Historically, 2015 in golf will go down as a momentous year.
Mostly because the era of the greatest player of the last 30 years—Tiger Woods—who was tracking to be the greatest player in history, ended.
Those are not easy words for me to write, although many have written the same before. (Shane Ryan’s polemic at the British Open was, for sheer, entertaining brazenness and chops, my favorite piece of golf writing this year.)
I haven’t minded being late to the funeral. Giving up on any professional golfer is tricky. Too many have come back from the supposed dead. It’s especially fraught given the greater the player being buried, because the same will and skill that made them special can propel amazing comebacks. That’s why I’ve always given Tiger a super-sized benefit of the doubt.
To ever say Woods can’t do something associated with golf is counterintuitive. In many ways he has been reinventing the game, or at least what’s possible in the game, since he was a kid. Even though Woods clearly hasn’t been the same player since Thanksgiving 2009, I felt he remained capable of regaining his old form, or something very close. Yes, he had nagging injuries, but I always sensed his problems in returning to the summit were primarily mental, even with his 40th birthday on the horizon in December. I believed time and some serious self-examination could get him on the right track again.
Now my thinking has changed. The momentum Woods presumably would carry from an impressive 2013—when he won five times and infamously saw his ball hit the flagstick and bounce into the water on the 15th at Augusta National—was quickly thwarted by a microdiscectomy in March 2014. When he came back, his play was bad. It got worse in 2015, which started with chip yips, descended into a spate of career-high scores and ended with two more back procedures in the fall.
As Woods undergoes an indeterminate rehabilitation, he’s become an athlete with a bad body, one that can’t perform the prescribed act his sport demands at an elite level. Some might consider golf a non-physical sport, but generating with precision the near 120-mph clubhead speed that separates the upper tier in the pro game from the rest is about as physical as it gets.
More than athletes in team sports, golfers can play around injuries and maintain long and lucrative careers. But if the goal is to win major championships and be, if not the best player in the game, among the group at the top, injuries are deal breakers.
Woods was the best because he combined power and touch better than anyone in history. To be the best again, he will still need both. But hard swings with a back that has had three surgical procedures in 18 months will not be sustainable. He’s a race car whose horsepower has been reduced.

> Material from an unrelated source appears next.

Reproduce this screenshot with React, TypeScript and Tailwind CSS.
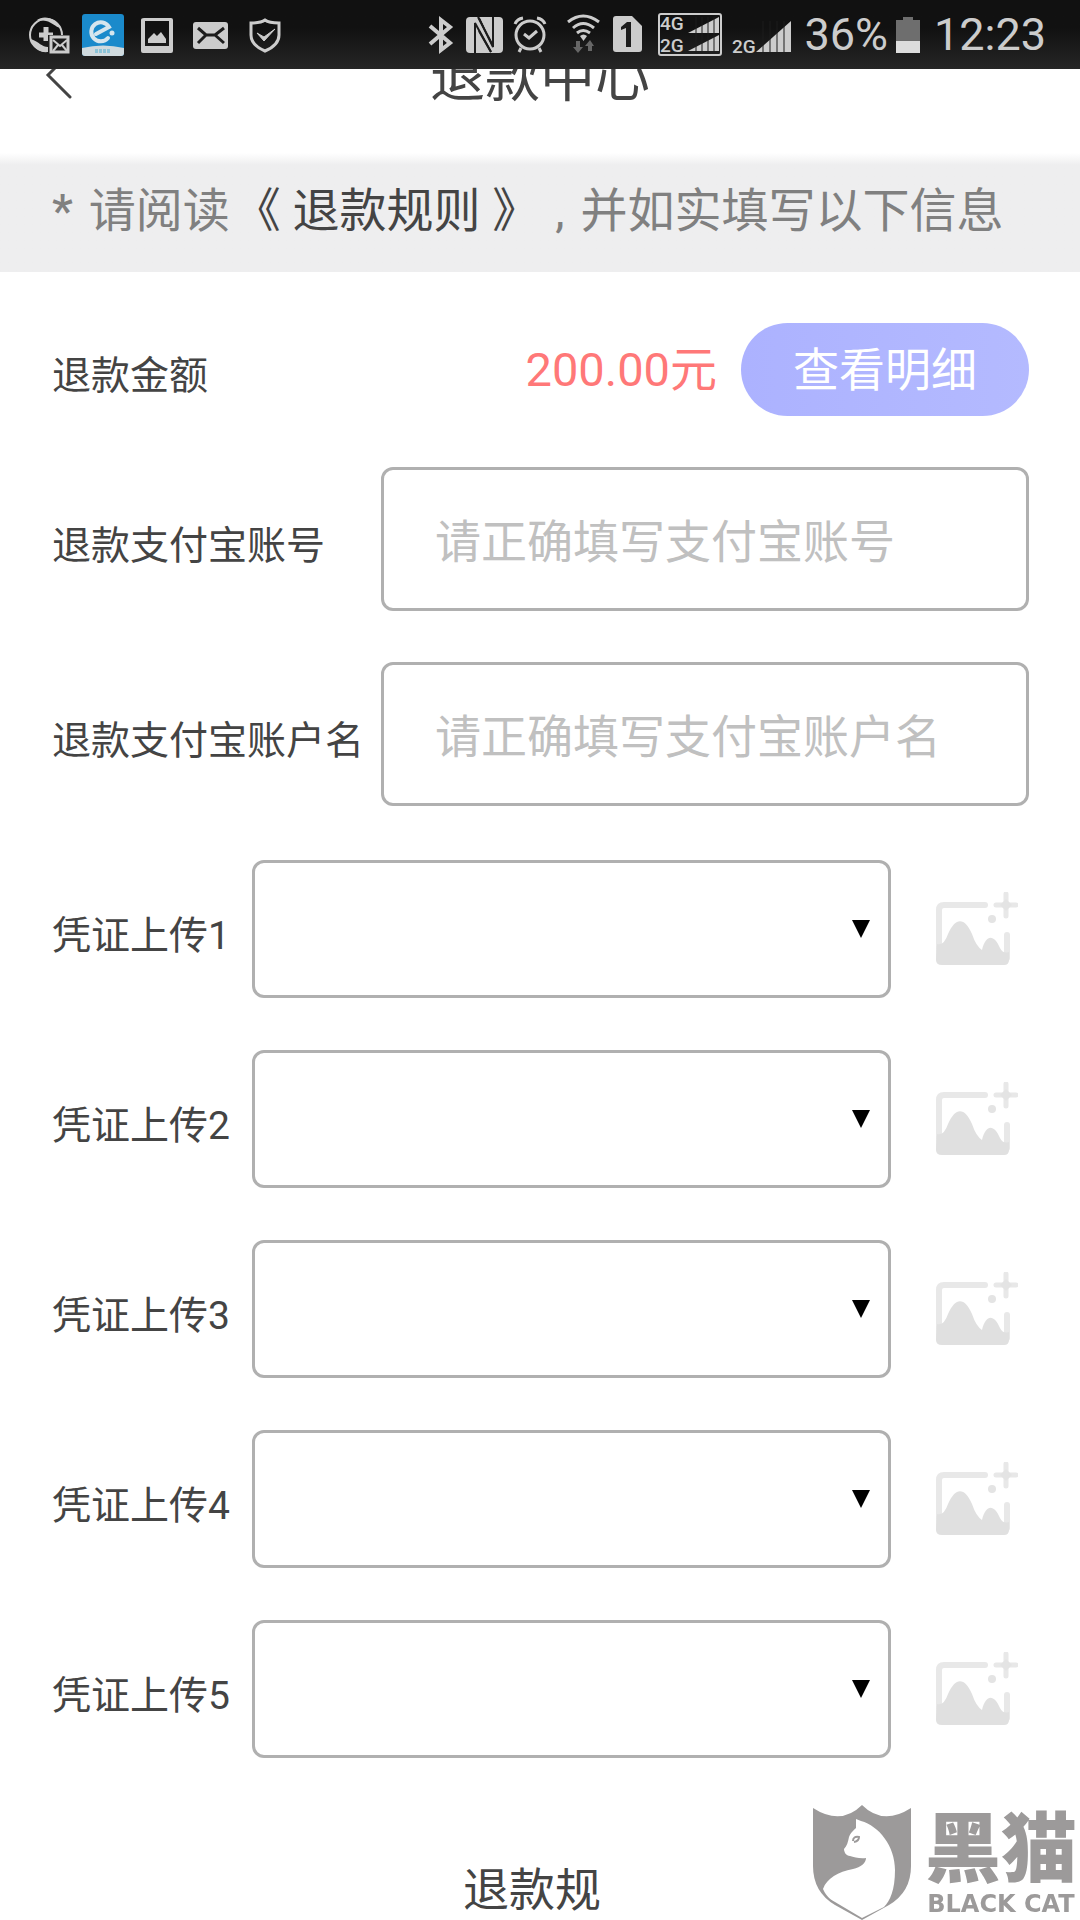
import React from 'react';

const vouchers = [1, 2, 3, 4, 5];

const accountFields = [
  { id: 'alipay-account', label: '退款支付宝账号', placeholder: '请正确填写支付宝账号' },
  { id: 'alipay-name', label: '退款支付宝账户名', placeholder: '请正确填写支付宝账户名' },
];

const StatusBar: React.FC = () => {
  return (
    <div className="relative z-10 flex h-[69px] items-center justify-between bg-gradient-to-b from-[#111111] from-40% to-[#262626] pl-7 pr-[34px] text-[#cccccc]">
      {/* Notifications */}
      <div className="flex items-center gap-[10px]">
        <svg className="size-11" viewBox="0 0 44 44" fill="none">
          <circle cx="18" cy="22" r="16" stroke="currentColor" strokeWidth="2" />
          <path d="M9 7C15 2 28 4 33 15C27 14 24 9 18 8C14 7 11 8 9 7ZM3 26C5 35 12 40 20 39V34C14 34 11 29 3 26Z" fill="currentColor" />
          <path d="M18 14V28M11 22H25" stroke="currentColor" strokeWidth="5" />
          <rect x="20" y="22" width="22" height="19" fill="#1c1c1c" />
          <rect x="23" y="24" width="17" height="15" stroke="currentColor" strokeWidth="3" />
          <path d="M25 27L32 33L39 27M25 38L30 32M39 38L34 32" stroke="currentColor" strokeWidth="2" />
        </svg>
        <svg className="size-11" viewBox="0 0 44 44" fill="none">
          <rect y="1" width="42" height="42" rx="3" fill="#1a8acb" />
          <path d="M0 35Q21 30 42 35V40Q42 43 39 43H3Q0 43 0 40Z" fill="#d0dade" />
          <path d="M14 21L27 14A9.500 9.500 0 1 0 26 25" stroke="#d6e6ee" strokeWidth="4" strokeLinecap="round" />
          <circle cx="30" cy="20" r="2.500" fill="#d6e6ee" />
          <path d="M13 38H29" stroke="#8cc4d8" strokeWidth="4" strokeDasharray="3 1" />
        </svg>
        <svg className="size-11" viewBox="0 0 44 44" fill="none">
          <path fillRule="evenodd" d="M8 5H35Q37 5 37 7V38Q37 40 35 40H7Q5 40 5 38V7Q5 5 8 5ZM9 8V33H33V8Z" fill="currentColor" />
          <path d="M12 30V26L18 20L21 23L25 19L30 26V30Z" fill="currentColor" />
        </svg>
        <svg className="size-11" viewBox="0 0 44 44" fill="none">
          <rect x="3" y="9" width="35" height="27" rx="3" fill="currentColor" />
          <path d="M8 15L16 22H25L34 15M8 30L16 22M34 30L25 22" stroke="#1c1c1c" strokeWidth="3" />
        </svg>
        <svg className="size-11" viewBox="0 0 44 44" fill="none">
          <path d="M21 7C17 10 12 10 7 10V22C7 30 14 35 21 38C28 35 35 30 35 22V10C30 10 25 10 21 7Z" stroke="currentColor" strokeWidth="3" />
          <path d="M13 20L20 24L31 16L20 28Z" fill="currentColor" stroke="currentColor" strokeWidth="1" />
        </svg>
      </div>

      {/* System state */}
      <div className="flex items-center gap-2">
        <svg className="h-11 w-[30px]" viewBox="0 0 30 44" fill="none">
          <path d="M4 13L24 30L15 37V7L24 14L4 31" stroke="currentColor" strokeWidth="4" />
        </svg>
        <svg className="h-11 w-10" viewBox="0 0 40 44" fill="none">
          <rect x="2" y="4" width="37" height="36" rx="4" fill="currentColor" />
          <path d="M11 40V10L27 39M29 4V34L15 5" stroke="#1c1c1c" strokeWidth="2" />
          <path d="M15 20V40H24ZM25 24V4H16Z" fill="currentColor" />
          <path d="M15 18L27 39M14 4L28 31" stroke="#1c1c1c" strokeWidth="2" />
        </svg>
        <svg className="h-11 w-9" viewBox="0 0 36 44" fill="none">
          <circle cx="18" cy="22" r="14" stroke="currentColor" strokeWidth="3" />
          <path d="M3 11Q5 6 11 5M33 11Q31 6 25 5M9 35L7 39M27 35L29 39M12 21L17 25L25 18" stroke="currentColor" strokeWidth="3" />
        </svg>
        <svg className="h-11 w-12" viewBox="0 0 48 44" fill="none">
          <path d="M12 9Q27 -3 43 9M17 15Q27 6 38 15M21 20Q27 15 34 20" stroke="currentColor" strokeWidth="3" />
          <path d="M24 23Q27.500 20 31 23L27.500 28Z" fill="currentColor" />
          <path d="M20 28V34H17L22 40L27 34H24V28ZM32 38V33H29L34 27L38 33H36V38Z" fill="#666666" />
        </svg>
        <svg className="h-11 w-8" viewBox="0 0 32 44">
          <path d="M4 3H20L30 13V36Q30 39 27 39H4Q1 39 1 36V6Q1 3 4 3Z" fill="currentColor" />
          <path d="M9 14L15 9H19V34H14V15L9 17Z" fill="#1c1c1c" />
        </svg>
        <svg className="h-11 w-[72px]" viewBox="0 0 72 44" fill="none">
          <rect x="7" y="1" width="62" height="41" rx="2" stroke="currentColor" strokeWidth="2" />
          <text x="8" y="17" fontSize="19" fontWeight="500" fontFamily="Roboto, sans-serif" fill="currentColor">4G</text>
          <text x="8" y="39" fontSize="19" fontWeight="500" fontFamily="Roboto, sans-serif" fill="currentColor">2G</text>
          <path d="M36 20L67 4V20ZM36 38L67 22V38Z" fill="currentColor" />
          <path d="M44 4V38M50 4V38M56 4V38M62 4V38" stroke="#1c1c1c" strokeWidth="1" />
        </svg>
        <svg className="h-11 w-16" viewBox="0 0 64 44">
          <text x="0" y="40" fontSize="19" fontWeight="500" fontFamily="Roboto, sans-serif" fill="currentColor">2G</text>
          <path d="M24 39L59 8V39Z" fill="currentColor" />
          <path d="M31 8V39M38 8V39M45 8V39M52 8V39" stroke="#1c1c1c" strokeWidth="1" />
        </svg>
        <span className="text-[45px] leading-none">36%</span>
        <svg className="h-11 w-[30px]" viewBox="0 0 30 44">
          <path d="M0 7H7V4H17V7H24V28H0Z" fill="#6e6e6e" />
          <path d="M0 28H24V40H0Z" fill="#dddddd" />
        </svg>
        <span className="text-[45px] leading-none">12:23</span>
      </div>
    </div>
  );
};

const AddImageIcon: React.FC = () => {
  return (
    <svg className="h-[74px] w-[82px]" viewBox="0 0 82 74" fill="none">
      <path d="M49 13H8Q3 13 3 18V66M71 43V66" stroke="#e8e8e8" strokeWidth="6" strokeLinecap="round" />
      <path d="M1 52Q8 54 12 42C20 24 29 26 36 42Q40 54 46 58C50 42 58 42 64 56Q67 62 73 60V68Q73 73 68 73H6Q0 73 0 68Z" fill="#e0e0e0" />
      <path d="M70 2V24M60 13H80" stroke="#e8e8e8" strokeWidth="5" strokeLinecap="round" />
      <path d="M70 7L76 13L70 19L64 13Z" fill="#e4e4e4" />
      <circle cx="56" cy="27" r="4" fill="#e4e4e4" />
    </svg>
  );
};

const Watermark: React.FC = () => {
  return (
    <div className="pointer-events-none fixed bottom-0 right-0 flex items-end gap-[14px] pr-[3px] text-[#9c9a9a]">
      <svg className="h-[116px] w-[98px]" viewBox="0 0 98 116">
        <path d="M0 4Q28 22 49 1Q70 22 98 4V62Q98 88 76 101L49 116L22 101Q0 88 0 62Z" fill="currentColor" />
        <path d="M43 15L48 17C66 22 82 42 82 66C82 86 77 97 71 103L49 114L22 98C16 95 12 90 10 85C14 74 25 68 40 65C48 63 53 59 53 54C47 55 41 53 37 52C33 52 31 48 31 45C34 42 35 38 36 33C38 28 41 26 43 24Z" fill="#ffffff" />
        <path d="M40 37Q40 32 46 33Q46 37 41 38" fill="none" stroke="currentColor" strokeWidth="2" />
      </svg>
      <div className="flex flex-col items-center">
        <span className="text-[76px] font-black leading-[76px]">黑猫</span>
        <span className="font-['DejaVu_Sans'] text-[24px] font-bold leading-8">BLACK CAT</span>
      </div>
    </div>
  );
};

export default function App() {
  return (
    <div className="min-h-screen bg-white font-[Roboto,'Noto_Sans_CJK_SC',sans-serif] text-[#444444]">
      <StatusBar />

      {/* The title bar is scrolled part way under the status bar */}
      <header className="-mt-[68px] grid h-[152px] grid-cols-[1fr_auto_1fr] items-center px-11">
        <button type="button" aria-label="返回" className="justify-self-start">
          <svg className="h-12 w-8" viewBox="0 0 32 48" fill="none">
            <path d="M26 0L4 22L26 44" stroke="currentColor" strokeWidth="3" strokeLinecap="round" />
          </svg>
        </button>
        <h1 className="text-[55px] leading-none">退款中心</h1>
      </header>

      <p className="flex h-[119px] items-center whitespace-pre bg-gradient-to-b from-white to-[#eeeeef] to-10% px-[52px] pb-1 text-[47px] leading-none text-[#808080]">
        <span className="mr-4 font-medium">*</span>
        <span>请阅读</span>
        <a href="#rules" className="ml-1 text-[#444444]">《 退款规则 》</a>
        <span className="ml-4 mr-4">,</span>
        <span>并如实填写以下信息</span>
      </p>

      <form className="pl-[52px] pr-[51px] pt-[51px]">
        <div className="flex items-center">
          <span className="flex-1 pt-[14px] text-[39px] leading-none">退款金额</span>
          <span className="text-[47px] leading-none text-[#ff7878]">200.00元</span>
          <button type="button" className="ml-6 h-[93px] w-[288px] rounded-full bg-gradient-to-r from-[#acb2ff] to-[#b4baff] text-[46px] leading-none text-white">
            查看明细
          </button>
        </div>

        <div className="mt-[51px] flex flex-col gap-[51px]">
          {accountFields.map((field) => (
            <div key={field.id} className="flex items-center">
              <label htmlFor={field.id} className="w-[329px] shrink-0 whitespace-nowrap pt-[14px] text-[39px] leading-none">
                {field.label}
              </label>
              <input
                id={field.id}
                type="text"
                placeholder={field.placeholder}
                className="h-36 min-w-0 flex-1 rounded-xl border-3 border-[#b0b0b0] px-[51px] pt-[6px] text-[46px] placeholder:text-[#c0c0c0]"
              />
            </div>
          ))}
        </div>

        <div className="mt-[54px] flex flex-col gap-[52px]">
          {vouchers.map((n) => (
            <div key={n} className="flex items-center">
              <label htmlFor={`voucher-${n}`} className="w-[200px] shrink-0 whitespace-nowrap pt-[14px] text-[39px] leading-none">
                凭证上传{n}
              </label>
              <div className="relative min-w-0 flex-1">
                <select id={`voucher-${n}`} className="block h-[138px] w-full appearance-none rounded-xl border-3 border-[#b0b0b0] bg-white" />
                <svg className="pointer-events-none absolute right-5 top-[60px] h-[18px] w-5" viewBox="0 0 20 18">
                  <path d="M1 0H19L10 18Z" fill="#000000" />
                </svg>
              </div>
              <button type="button" aria-label={`添加凭证图片${n}`} className="ml-[45px] mr-[11px]">
                <AddImageIcon />
              </button>
            </div>
          ))}
        </div>
      </form>

      <h2 id="rules" className="mt-[102px] pr-4 text-center text-[46px] leading-[60px]">退款规</h2>

      <Watermark />
    </div>
  );
}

There’s an argument that Woods could turn himself into a pure control and finesse player, hitting it shorter, relying on his steadiness with the irons, honing his short game, doing a Steve Stricker. Physically, that might be possible. But Woods has shown in his work with his various instructors that he gets his fun, fulfillment and motivation from the power game. Having to give up that edge might take with it the desire required.
The tipping point for me was Woods’ decision to volunteer to be a vice- captain at next year’s Ryder Cup. Sure he says he wants to make the team and be a playing assistant. But to allow himself a full 10 months out to alter his mindset from being the all-in competitor he has been since grade school to being OK with dispensing wisdom on the sidelines was jarring and revealing. Either his body or his psyche—or both—is hurt worse than he’s saying.
With the Woods era over, it makes what comes next that much more important. Which also helps position 2015 as momentous, because it was a year in which Jordan Spieth proved historic himself.
Except for possessing exceptional power, Spieth is more like Woods than any player who ever challenged Tiger. Spieth had a similar degree of early and sustained success, and possesses the same level of fire and ambition. He wants it bad, has a plan and expects to fulfill it. That Spieth has been close to dominant without being long off the tee is further evidence of his outlier specialness.
Spieth overcame the omnipresent subtext of Woods to essentially own 2015. From the Masters to the Tour Championship, Spieth stayed on center stage, and with his 1-1-4-2 performance in the majors, he brought back to life the possibility of the calendar Grand Slam.
Unlike 2010, when Lee Westwood, Luke Donald and Martin Kaymer competed to succeeded Woods at No. 1, Spieth’s feats and style have made turning the page amazingly easy. He, along with the other members of today’s true Big Three (Jason Day and Rory McIlroy) could very well be writing a new chapter.
For those and some sad reasons, it has been a very good year.